В этой обстановке Эйзенштейн мог вполне бояться, что ему припомнят и эксцентричное поведение за границей, приплетут и слухи о гомо сексуальности. К этому времени (с 1934 года) в советском законодательстве уже было восстановлено уголовное преследование за мужеложство, и сотни гомосексуалов отправлены в лагеря. В октябре 1934 г. Сергей Михайлович официально оформил свой брак с Перой Аташевой, но вскоре они поссорились. Оставаться холостяком было опасно, и вообще, в это время постоянных ночных арестов было очень тоскливо жить одному.

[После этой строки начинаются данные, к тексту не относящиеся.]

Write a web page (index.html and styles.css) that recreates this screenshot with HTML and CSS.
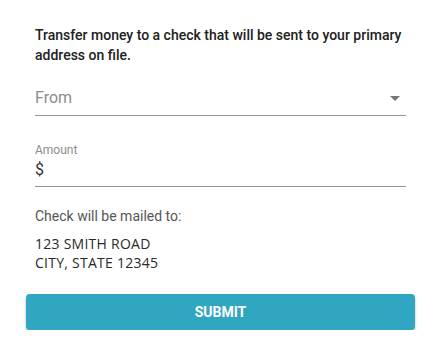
FILE: index.html
```html
<!DOCTYPE html>
<html>
<head>
<meta charset="utf-8">
<link rel="stylesheet" href="styles.css">
</head>
<body>
<div class="page">
  <p class="intro">Transfer money to a check that will be sent to your primary address on file.</p>
  <div class="select">
    <span class="select-value">From</span>
    <svg class="arrow" width="10" height="5" viewBox="0 0 10 5"><path d="M0 0 L10 0 L5 5 Z" fill="#757575"/></svg>
  </div>
  <div class="field">
    <div class="field-label">Amount</div>
    <div class="field-input">$</div>
  </div>
  <p class="mail-label">Check will be mailed to:</p>
  <p class="address">123 SMITH ROAD<br>CITY, STATE 12345</p>
  <button class="submit">SUBMIT</button>
</div>
</body>
</html>
```
FILE: styles.css
```css
html, body {
  margin: 0;
  padding: 0;
  background: #ffffff;
}
.page {
  padding: 25px 32px 0 35px;
  font-family: Roboto, "Liberation Sans", sans-serif;
  display: flex;
  flex-direction: column;
}
.intro {
  margin: 0;
  font-size: 14px;
  line-height: 20px;
  font-weight: 500;
  color: #212121;
}
.select {
  margin-top: 21px;
  display: flex;
  align-items: center;
  justify-content: space-between;
  padding-bottom: 5px;
  border-bottom: 1px solid #949494;
}
.select-value {
  font-size: 16px;
  line-height: 24px;
  color: #8c8c8c;
}
.arrow {
  margin-right: 6px;
  margin-top: 1px;
}
.field {
  margin-top: 26px;
  padding-bottom: 4px;
  border-bottom: 1px solid #949494;
}
.field-label {
  font-size: 12px;
  line-height: 16px;
  color: #8c8c8c;
}
.field-input {
  font-size: 16px;
  line-height: 24px;
  color: #333333;
}
.mail-label {
  margin: 19px 0 0;
  font-size: 14px;
  line-height: 20px;
  color: #555555;
}
.address {
  margin: 8px 0 0;
  font-family: "Open Sans", "Liberation Sans", sans-serif;
  font-size: 14px;
  line-height: 19px;
  letter-spacing: 0.25px;
  color: #2a2a2a;
}
.submit {
  margin: 22px -9px 0;
  height: 36px;
  border: none;
  border-radius: 4px;
  background: #30a6c1;
  color: #ffffff;
  font-family: Roboto, "Liberation Sans", sans-serif;
  font-weight: 700;
  font-size: 14px;
  box-shadow: 0 2px 2px rgba(0,0,0,0.2), 0 1px 4px rgba(0,0,0,0.12);
  padding: 0;
}
```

Во время второй серии съемок «Бежина Луга» Сергей Михайлович сдружился с актрисой Елизаветой Сергеевной Телешевой, и она стала его «гражданской женой». За глаза он звал ее «Мадам», а был ли этот брак реализован в телесном плане, неизвестно. Это не подвергалось бы сомнению, если бы о предшествующем браке не было сведений о бестелесности. Телешова умерла в 1942 г., и дружба с Перой восстановилась, но жил Эйзенштейн отдельно. Готовила ему домработница, суровая тетя Паша.
8. Государственно-патриотические фильмы (1938–1948)
С января 1938 г. ситуация изменилась. Главный враг, Шумяцкий, сам был сметен Большим Террором. Сталин вернул благоволение Эйзенштейну, и ему был заказан фильм патриотического содержания об Александре Невском. Близилось военное противостояние с нацистской Германией, и необходимо было подготовить народ к этому. Одной социалистической идеи было мало, тем более что нацисты тоже выступали под красным знаменем и вывеской рабочего социализма (национал-социализма). Это неизбежно толкало Сталина на подчеркивание национальных интересов России и на восстановление патриотической традиции.